What a Water Landing Actually Looks Like
A controlled ditching, while extremely rare, follows well-established principles. Pilots slow the aircraft to near-stall speed, keep the nose slightly up and the tail down, and aim to land into the wind. The goal is to touch down on the top or backside of an ocean swell while flying parallel to the wave crests. The FAA’s guidance includes a simple rule: avoid the face of a swell. Landing into the rising wall of a wave dramatically increases impact forces, while setting down on the back slope is closer to a firm runway landing.
Landing gear stays retracted for a water landing. Extended wheels would catch the water and flip the aircraft. With gear up and a proper approach angle, the fuselage acts as a hull, and the plane decelerates on the surface. The aircraft’s structural integrity during those first seconds determines how much time passengers have to evacuate onto rafts. Modern wide-body fuselages are designed to remain intact and buoyant long enough for a full evacuation.
Twin-Engine vs. Four-Engine Planes
You might assume a four-engine plane like the Boeing 747 or Airbus A380 is inherently safer over oceans. Losing one of four engines leaves three still running, which means no driftdown is needed and the plane can often continue to its destination. A twin-engine plane losing one engine loses half its thrust and must divert.

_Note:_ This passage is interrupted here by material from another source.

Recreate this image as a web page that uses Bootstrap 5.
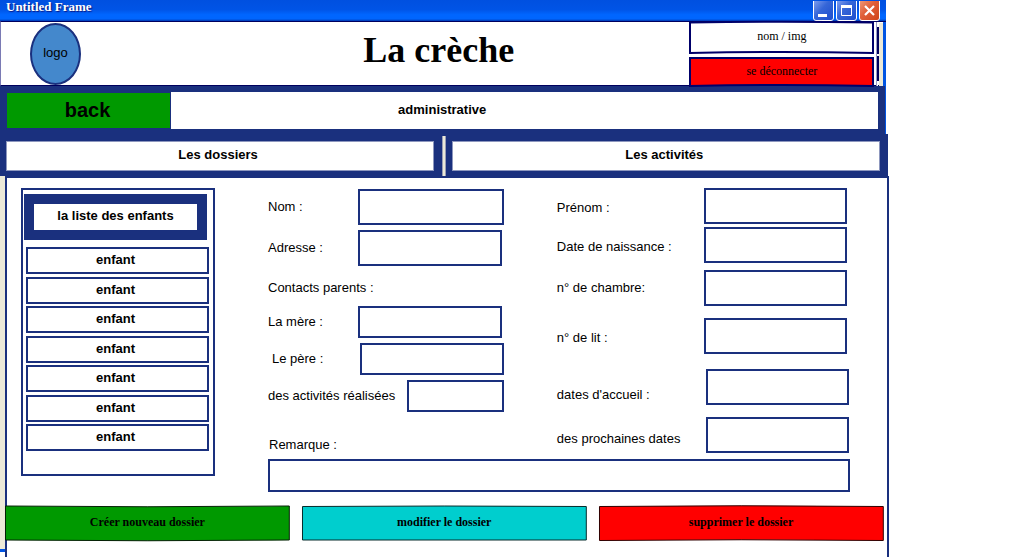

In practice, the safety margins are comparable. Twin-engine jets certified for ETOPS undergo more rigorous maintenance schedules and reliability tracking than four-engine aircraft. Their engines are held to higher individual reliability standards precisely because each one matters more. The certification requirements ensure that a twin-engine plane on one engine can still achieve specified minimum climb rates and clear obstacles. The overall safety record of ETOPS operations reflects this: decades of transoceanic twin-engine flying have produced an excellent safety record, which is why four-engine jets are being retired from most routes in favor of more fuel-efficient twins like the Boeing 787 and Airbus A350.